Tough times will show you what a man is truly made of, how far a man will truly go.
For me, that was fishing a $2 coin out of the toilet on Saturday afternoon. A $2 coin that wasn't even mine.
Yes indeed, I was reminded a bit of Trainspotting this past weekend when I took my son to the potty at a cafe called Grub, on a beautiful spring afternoon in Melbourne. We selected a stall out of about four options, and lo and behold, shining brightly at the bottom of this particular toilet, was this:
Yes indeed, that coin is worth two whole dollars here in Australia. It's the smaller of two gold-colored coins, the other being the $1 coin, and it is in fact the most valuable of all Australian coins, there being none with greater street value.
I figured, "What's a little toilet water to keep that coin from being in my back pocket?"
So a quick splash of the hand later, it was.
You may recall that in Danny Boyle's seminal Trainspotting, the character Renton (Ewan McGregor) does his own toilet dive -- literally -- for a lost valuable, in this case a couple opium suppositories that get accidentally evacuated while he's doing his business.
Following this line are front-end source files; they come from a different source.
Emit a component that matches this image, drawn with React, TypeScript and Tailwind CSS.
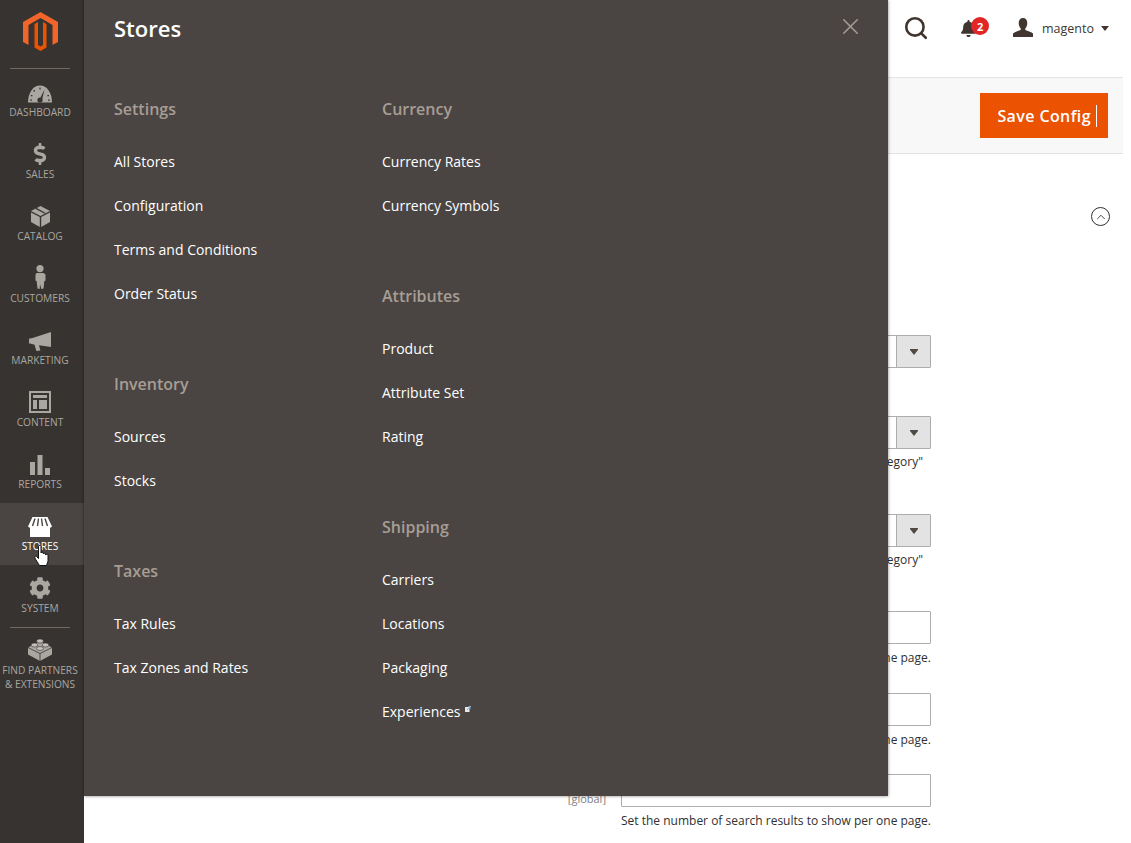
import { ChevronUp, Search, X } from "lucide-react";
import { FaBell, FaCog, FaDollarSign } from "react-icons/fa";
import type { ReactNode } from "react";

const iconColor = "#aaa6a0";

function Gauge() {
  return (
    <svg width="24" height="18" viewBox="0 0 24 18">
      <path d="M0 17.5C0 8 5 .5 12 .5s12 7.5 12 17z" fill={iconColor} />
      <path d="M12 13.5 16.5 4.5 14 15z" fill="#373330" />
      <circle cx="12" cy="15" r="2.6" fill="#373330" />
      <g fill="#373330">
        <rect x="11.4" y="2.5" width="1.2" height="2" />
        <rect x="5.5" y="5" width="1.4" height="1.6" />
        <rect x="2.8" y="10" width="1.6" height="1.3" />
        <rect x="2.2" y="14.5" width="1.8" height="1.2" />
        <rect x="20" y="14.5" width="1.8" height="1.2" />
        <rect x="19.4" y="10" width="1.6" height="1.3" />
      </g>
    </svg>
  );
}

function Box() {
  return (
    <svg width="19" height="21" viewBox="0 0 19 21">
      <path d="M9.5 0 19 5l-9.5 5L0 5z" fill={iconColor} />
      <path d="M0 6.5 8.8 11v10L0 16z" fill={iconColor} />
      <path d="M19 6.5 10.2 11v10l8.8-5z" fill={iconColor} />
      <path d="M5 2.4 14 7.2" stroke="#373330" strokeWidth="1.3" />
    </svg>
  );
}

function Person() {
  return (
    <svg width="12" height="24" viewBox="0 0 12 24">
      <circle cx="6" cy="3.6" r="3.6" fill={iconColor} />
      <path d="M2.5 8h7l2 1.5v6l-1.2.8-.8 7.2-2.2.5L6 19l-.3 5-2.2-.5-.8-7.2-1.2-.8v-6z" fill={iconColor} />
    </svg>
  );
}

function Megaphone() {
  return (
    <svg width="22" height="19" viewBox="0 0 22 19">
      <path d="M22 0v15L10 13.2l1.4 5.2-4 .6-2-6.5L2 12V6.5z" fill={iconColor} />
      <rect x="0" y="6.5" width="3" height="5" fill={iconColor} />
    </svg>
  );
}

function ContentIcon() {
  return (
    <svg width="22" height="22" viewBox="0 0 22 22">
      <path d="M0 0h22v22H0zM2 2v18h18V2z" fill={iconColor} fillRule="evenodd" />
      <rect x="4" y="4" width="14" height="3" fill={iconColor} />
      <rect x="4" y="9" width="4" height="9" fill={iconColor} />
      <rect x="10" y="9" width="8" height="9" fill={iconColor} />
    </svg>
  );
}

function Bars() {
  return (
    <svg width="20" height="20" viewBox="0 0 20 20">
      <rect x="0" y="7" width="5" height="13" fill={iconColor} />
      <rect x="7.5" y="0" width="5" height="20" fill={iconColor} />
      <rect x="15" y="13" width="5" height="7" fill={iconColor} />
    </svg>
  );
}

function Store() {
  return (
    <svg width="24" height="20" viewBox="0 0 24 20">
      <path d="M2 10h20v10H2z" fill="#fff" />
      <path d="M4.500 0h15L24 9.500c-1.500 1.700-3 1.700-4 .5-1 1.200-3 1.200-4 0-1 1.200-3 1.200-4 0-1 1.200-3 1.200-4 0-1 1.200-3 1.200-4 0-1 1.200-2.500 1.200-4-.5z" fill="#fff" />
      <path d="M7 1.500 4.500 9M10.500 1.500 9.500 9M13.500 1.500 14.500 9M17 1.500 19.500 9" stroke="#4a4542" strokeWidth="1.400" />
    </svg>
  );
}

function Lego() {
  return (
    <svg width="24" height="23" viewBox="0 0 24 23">
      <path d="M12 3 24 9.500v7L12 23 0 16.500v-7z" fill={iconColor} />
      <path d="M12 15.500V23" stroke="#373330" strokeWidth="0.800" />
      <path d="M0 9.500 12 15.500 24 9.500" stroke="#373330" strokeWidth="0.800" fill="none" />
      <ellipse cx="12" cy="3" rx="3.400" ry="2" fill="#c4c0ba" stroke="#373330" strokeWidth="0.600" />
      <ellipse cx="6.500" cy="7" rx="3.400" ry="2" fill="#c4c0ba" stroke="#373330" strokeWidth="0.600" />
      <ellipse cx="17.500" cy="7" rx="3.400" ry="2" fill="#c4c0ba" stroke="#373330" strokeWidth="0.600" />
      <ellipse cx="12" cy="10.500" rx="3.400" ry="2" fill="#c4c0ba" stroke="#373330" strokeWidth="0.600" />
    </svg>
  );
}

function Logo() {
  return (
    <svg width="35" height="39" viewBox="0 0 35 39">
      <path d="M17.500 0 35 10v20l-5.500 3V13l-12-7-12 7v20L0 30V10z" fill="#f1652a" />
      <path d="M17.500 39l-6-3.500V12l3.500-2v23l2.500 1.500L20 33V10l3.500 2v23.500z" fill="#eb5202" />
    </svg>
  );
}

function UserBust() {
  return (
    <svg width="20" height="19" viewBox="0 0 20 19" className="mt-[1px]">
      <path d="M10 0c2.800 0 4.300 2 4.300 5 0 2.500-1 4.500-2 5.500v1.500c2.500 1 5.500 1.700 7.700 3.500V19H0v-3.500C2.200 13.700 5.200 13 7.700 12v-1.500c-1-1-2-3-2-5.500 0-3 1.500-5 4.300-5z" fill="#41362f" />
    </svg>
  );
}

// hand cursor sitting on top of the Stores item
function HandCursor() {
  return (
    <svg className="absolute left-[34px] top-[545px]" width="17" height="22" viewBox="0 0 17 22">
      <path
        d="M4.500 1.500c0-1.300 2.500-1.300 2.500 0V8c0-1 2.300-1 2.300 0v1c0-1 2.300-1 2.300 0v1c0-1 2.400-1 2.400.3v5.200c0 2-1 3-1.500 5H5.500C4.500 18.500 1 14 .8 12.500c-.2-1.500 1.500-1.500 2.200-.5l1.500 1.500z"
        fill="#fff"
        stroke="#111"
        strokeWidth="1"
      />
    </svg>
  );
}

const navItems: { label: string; icon: ReactNode }[] = [
  { label: "Dashboard", icon: <Gauge /> },
  { label: "Sales", icon: <FaDollarSign size={22} color={iconColor} /> },
  { label: "Catalog", icon: <Box /> },
  { label: "Customers", icon: <Person /> },
  { label: "Marketing", icon: <Megaphone /> },
  { label: "Content", icon: <ContentIcon /> },
  { label: "Reports", icon: <Bars /> },
];

function NavItem({ label, icon, active }: { label: string; icon: ReactNode; active?: boolean }) {
  return (
    <div
      className={
        active
          ? "flex h-[62px] flex-col items-center bg-[#4a4542] pr-[4px] text-white"
          : "flex h-[62px] flex-col items-center pr-[4px] text-[#aaa6a0]"
      }
    >
      <div className="flex h-[34px] items-end justify-center">{icon}</div>
      <div className="mt-[1px] text-[10.200px] uppercase leading-[16px]">{label}</div>
    </div>
  );
}

function Sidebar() {
  return (
    <aside className="flex h-[843px] w-[84px] shrink-0 flex-col bg-[#373330]">
      <div className="flex h-[68px] flex-col items-center pr-[4px] pt-[12px]">
        <Logo />
      </div>
      <div className="ml-[10px] mr-[14px] h-px bg-[#736963]" />
      {navItems.map((item) => (
        <NavItem key={item.label} label={item.label} icon={item.icon} />
      ))}
      <NavItem label="Stores" icon={<Store />} active />
      <NavItem label="System" icon={<FaCog size={22} color={iconColor} />} />
      <div className="ml-[10px] mr-[14px] h-px bg-[#736963]" />
      <div className="flex flex-col items-center pr-[4px] text-[#aaa6a0]">
        <div className="flex h-[33px] items-end justify-center">
          <Lego />
        </div>
        <div className="mt-[2px] whitespace-nowrap text-center text-[10.200px] uppercase leading-[14px]">
          Find Partners
          <br />& Extensions
        </div>
      </div>
    </aside>
  );
}

function MenuGroup({ title, links }: { title: string; links: ReactNode[] }) {
  return (
    <div className="mb-[53.500px]">
      <div className="mb-[15.500px] flex h-[30px] items-center text-[16px] font-semibold text-[#a79d95]">{title}</div>
      {links.map((l, i) => (
        <div key={i} className="flex h-[44px] items-center text-[14px] text-white">
          {l}
        </div>
      ))}
    </div>
  );
}

function StoresPanel() {
  return (
    <div className="absolute left-[84px] top-0 h-[796px] w-[804px] bg-[#4a4542] pl-[30px] shadow-[0_0_3px_rgba(0,0,0,0.5)]">
      <div className="flex h-[56px] items-center text-[22px] font-semibold text-white">Stores</div>
      <X className="absolute right-[24px] top-[13px]" size={27} color="#a79d95" strokeWidth={1.500} absoluteStrokeWidth />
      <div className="mt-[38px] flex">
        <div className="w-[268px]">
          <MenuGroup title="Settings" links={["All Stores", "Configuration", "Terms and Conditions", "Order Status"]} />
          <MenuGroup title="Inventory" links={["Sources", "Stocks"]} />
          <MenuGroup title="Taxes" links={["Tax Rules", "Tax Zones and Rates"]} />
        </div>
        <div>
          <MenuGroup title="Currency" links={["Currency Rates", "Currency Symbols"]} />
          <MenuGroup title="Attributes" links={["Product", "Attribute Set", "Rating"]} />
          <MenuGroup
            title="Shipping"
            links={[
              "Carriers",
              "Locations",
              "Packaging",
              <span className="flex items-start" key="exp">
                Experiences
                <svg className="ml-[5px] mt-[5px]" width="6" height="6" viewBox="0 0 6 6">
                  <path d="M0 1h4.500v5H0z" fill="#e8e8e8" />
                  <path d="M2 4 5.500.5M3.500.5h2.500V3" stroke="#7fb4e0" strokeWidth="1" fill="none" />
                </svg>
              </span>,
            ]}
          />
        </div>
      </div>
    </div>
  );
}

function SelectRow({ hint, className }: { hint?: string; className: string }) {
  return (
    <div className={className}>
      <div className="flex h-[33px] w-[310px] rounded-[1px] border border-[#adadad] bg-white">
        <div className="flex-1" />
        <div className="flex w-[34px] items-center justify-center border-l border-[#adadad] bg-[#e3e3e3]">
          <svg width="8" height="6" viewBox="0 0 8 6">
            <path d="M0 0h8v1L4 6 0 1z" fill="#514943" />
          </svg>
        </div>
      </div>
      {hint && <div className="mt-[4px] h-[17px] w-[302px] text-right text-[12px] leading-[17px] text-[#303030]">{hint}</div>}
    </div>
  );
}

function InputRow({ className, scope }: { className: string; scope?: boolean }) {
  return (
    <div className={className}>
      <div className="relative h-[33px] w-[310px] rounded-[1px] border border-[#adadad] bg-white">
        {scope && <span className="absolute right-[324px] top-[16px] text-[11px] leading-[16px] text-[#808080]">[global]</span>}
      </div>
      <div className="mt-[5px] whitespace-nowrap text-[12px] leading-[17px] text-[#303030]">
        Set the number of search results to show per one page.
      </div>
    </div>
  );
}

export default function App() {
  return (
    <div className="relative flex h-[843px] w-[1131px] overflow-hidden bg-white font-['Open_Sans',sans-serif]">
      <Sidebar />
      <main className="w-[1039px]">
        <header className="flex h-[78px] items-start justify-end border-b border-[#e3e3e3] pt-[17px]">
          <Search size={26} color="#41362f" strokeWidth={2.400} className="-mt-[2px] mr-[31px]" />
          <div className="relative mr-[25px] mt-[3px] w-[28px]">
            <FaBell size={17} color="#41362f" />
            <span className="absolute left-[11px] top-[-3px] flex h-[18px] w-[18px] items-center justify-center rounded-full bg-[#e22626] text-[11px] font-bold leading-none text-white">
              2
            </span>
          </div>
          <UserBust />
          <span className="ml-[9px] mt-[3px] text-[12.500px] leading-[18px] text-[#41362f]">magento</span>
          <svg className="ml-[7px] mr-[14px] mt-[9px]" width="8" height="5" viewBox="0 0 8 5">
            <path d="M0 0h8L4 5z" fill="#41362f" />
          </svg>
        </header>
        <div className="flex h-[76px] items-start justify-end border-b border-[#e3e3e3] bg-[#f8f8f8] pr-[15px] pt-[15px]">
          <button className="flex h-[45px] w-[128px] items-center justify-end bg-[#eb5202] pr-[11px] text-[16px] font-semibold tracking-[0.4px] text-white">
            Save Config
            <span className="ml-[5px] h-[22px] w-px bg-white" />
          </button>
        </div>
        <div className="flex justify-end pr-[13px] pt-[53px]">
          <div className="flex h-[19px] w-[19px] items-center justify-center rounded-full border border-[#303030]">
            <ChevronUp size={14} color="#303030" strokeWidth={1.500} />
          </div>
        </div>
        <div className="ml-[537px]">
          <SelectRow className="mt-[109px]" />
          <SelectRow className="mt-[48px]" hint={'Applies to "Category"'} />
          <SelectRow className="mt-[44px]" hint={'Applies to "Category"'} />
          <InputRow className="mt-[43px]" />
          <InputRow className="mt-[27px]" />
          <InputRow className="mt-[26px]" scope />
        </div>
      </main>
      <StoresPanel />
      <HandCursor />
    </div>
  );
}
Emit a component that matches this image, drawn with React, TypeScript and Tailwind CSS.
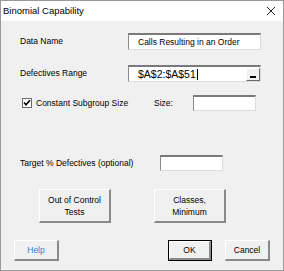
import { ReactNode } from "react";

const font = { fontFamily: '"Liberation Sans", Arial, sans-serif' };

const TextBox = ({ className, children }: { className: string; children?: ReactNode }) => (
    <div
        className={`relative flex items-center bg-white border-t-2 border-l border-t-[#7a7a7a] border-l-[#8a8a8a] border-r border-b border-r-[#dcdcdc] border-b-[#dcdcdc] ${className}`}
    >
        {children}
    </div>
);

const Button = ({
    className,
    children,
    isDefault,
}: {
    className: string;
    children: ReactNode;
    isDefault?: boolean;
}) => (
    <div className={`${isDefault ? "border border-black" : ""} ${className}`}>
        <div className="w-full h-full bg-[#f0f0f0] border-t border-l border-t-white border-l-white border-r-2 border-b-2 border-r-[#8a8a8a] border-b-[#8a8a8a] flex items-center justify-center text-center leading-[12px]">
            {children}
        </div>
    </div>
);

const App = () => {
    return (
        <div
            className="w-[284px] h-[271px] border border-[#9a9a9a] flex flex-col text-[8.5px] text-black overflow-hidden"
            style={font}
        >
            {/* title bar */}
            <div className="h-[20px] bg-white flex items-center justify-between pl-[2px] pr-[7px] shrink-0">
                <span className="text-[9.5px]">Binomial Capability</span>
                <svg width="10" height="10" viewBox="0 0 10 10">
                    <path d="M1 1 L9 9 M9 1 L1 9" stroke="#222" strokeWidth="1" />
                </svg>
            </div>

            <div className="flex-1 bg-[#f0f0f0] flex flex-col pl-[19px]">
                {/* Data Name */}
                <div className="flex items-center mt-[12px] h-[17px]">
                    <span className="w-[108px]">Data Name</span>
                    <TextBox className="w-[133px] h-[17px] pl-[9px]">
                        <span>Calls Resulting in an Order</span>
                    </TextBox>
                </div>

                {/* Defectives Range */}
                <div className="flex items-center mt-[15px] h-[17px]">
                    <span className="w-[108px]">Defectives Range</span>
                    <TextBox className="w-[133px] h-[17px] pl-[9px]">
                        <span className="text-[10.5px] leading-none">$A$2:$A$51</span>
                        <span className="w-px h-[11px] bg-black ml-[1px]" />
                        <div className="absolute right-0 top-[1px] w-[14px] h-[13px] bg-[#f0f0f0] border-t border-l border-t-white border-l-white border-r border-b border-r-[#6a6a6a] border-b-[#6a6a6a] flex items-end justify-center pb-[2px]">
                            <span className="w-[6px] h-[2px] bg-black" />
                        </div>
                    </TextBox>
                </div>

                {/* Constant subgroup */}
                <div className="flex items-center mt-[13px] h-[16px]">
                    <div className="ml-[2px] w-[10px] h-[10px] bg-white border border-[#6a6a6a] flex items-center justify-center">
                        <svg width="8" height="8" viewBox="0 0 8 8">
                            <path d="M1 3.5 L3 5.8 L7 1.2" stroke="#000" strokeWidth="1.6" fill="none" />
                        </svg>
                    </div>
                    <span className="ml-[4px] w-[118px]">Constant Subgroup Size</span>
                    <span className="w-[39px]">Size:</span>
                    <TextBox className="w-[63px] h-[16px]" />
                </div>

                {/* Target */}
                <div className="flex items-center mt-[44px] h-[16px]">
                    <span className="w-[140px]">Target % Defectives (optional)</span>
                    <TextBox className="w-[63px] h-[16px]" />
                </div>

                {/* option buttons */}
                <div className="flex mt-[18px] h-[34px]">
                    <Button className="ml-[19px] w-[72px] h-[34px]">
                        <span>
                            Out of Control
                            <br />
                            Tests
                        </span>
                    </Button>
                    <Button className="ml-[43px] w-[72px] h-[34px]">
                        <span>
                            Classes,
                            <br />
                            Minimum
                        </span>
                    </Button>
                </div>

                {/* bottom buttons */}
                <div className="flex mt-[17px] h-[21px]">
                    <Button className="-ml-[6px] w-[45px] h-[21px]">
                        <span className="text-[#3a7fd6]">Help</span>
                    </Button>
                    <Button isDefault className="ml-[109px] w-[44px] h-[21px]">
                        <span>OK</span>
                    </Button>
                    <Button className="ml-[13px] w-[45px] h-[21px]">
                        <span>Cancel</span>
                    </Button>
                </div>
            </div>
        </div>
    );
};

export default App;
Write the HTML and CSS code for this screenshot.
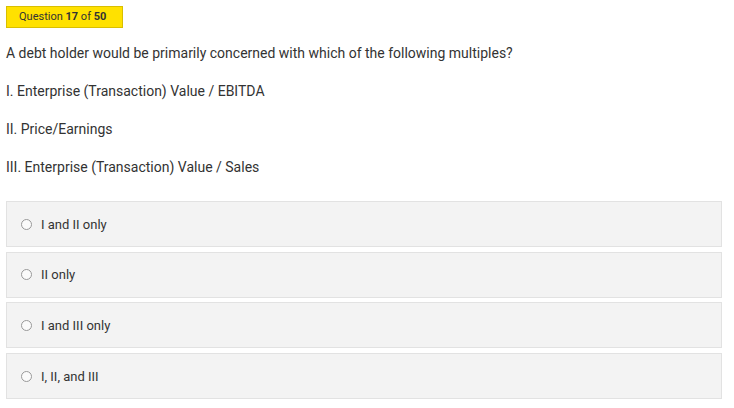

Of course, this is what Renton's so-called "worst toilet in Scotland" looks like:
While the porcelain monster I was staring down on Saturday was more like this:
Nonetheless, most people would be shocked by what I did. I know my wife was. Still, I probably would have done it even for the $1 coin.
It's not that we are really mired in "tough times," per se, as I teased in my opening line. But I feel like even a year into our Australian adventure, we are still financially recovering from the transition, a reality of the fact that we're only getting 60% of my wife's salary until January (when she goes back full time) and we're now paying for two children to attend daycare (one four days a week, one three). My own salary is lower than in the States (and I didn't start earning it until midway through March) and we had to buy a bunch of things over again here (though were fortunate to have a number of others gifted to us). We'd actually finally be back in positive territory, more or less, except we're likely to drop close to ten grand on a trip to the U.S. in November, which will plunge us right back into debt.
So yeah, I'm going to do an easy, painless, clean-water toilet dive for a $2 coin.
You could argue that it's hardly the most absurd thing I've ever done for a coin, especially since it took all of two seconds. There was the time earlier this year when I walked all over a mall to find the location of the Woolworth's grocery store, just so I could return the shopping cart I'd found that had a dollar coin stuck in it. (You rent your shopping cart at a lot of grocery stores here, by sticking in a $1 or $2 coin that releases the cart from the cart in front of it. If you never return the cart to its home, you forfeit the coin.)
My wife prefers the story back in the U.S., when I was crossing the street and went back into the middle to pick up a penny I'd passed, when there was a car coming. I wasn't close to being hit by the car, but for my wife, it was closer than a penny should have warranted. I have no choice but to agree with that.
But a penny saved is a penny earned, and so too is a $2 coin fished from a public toilet.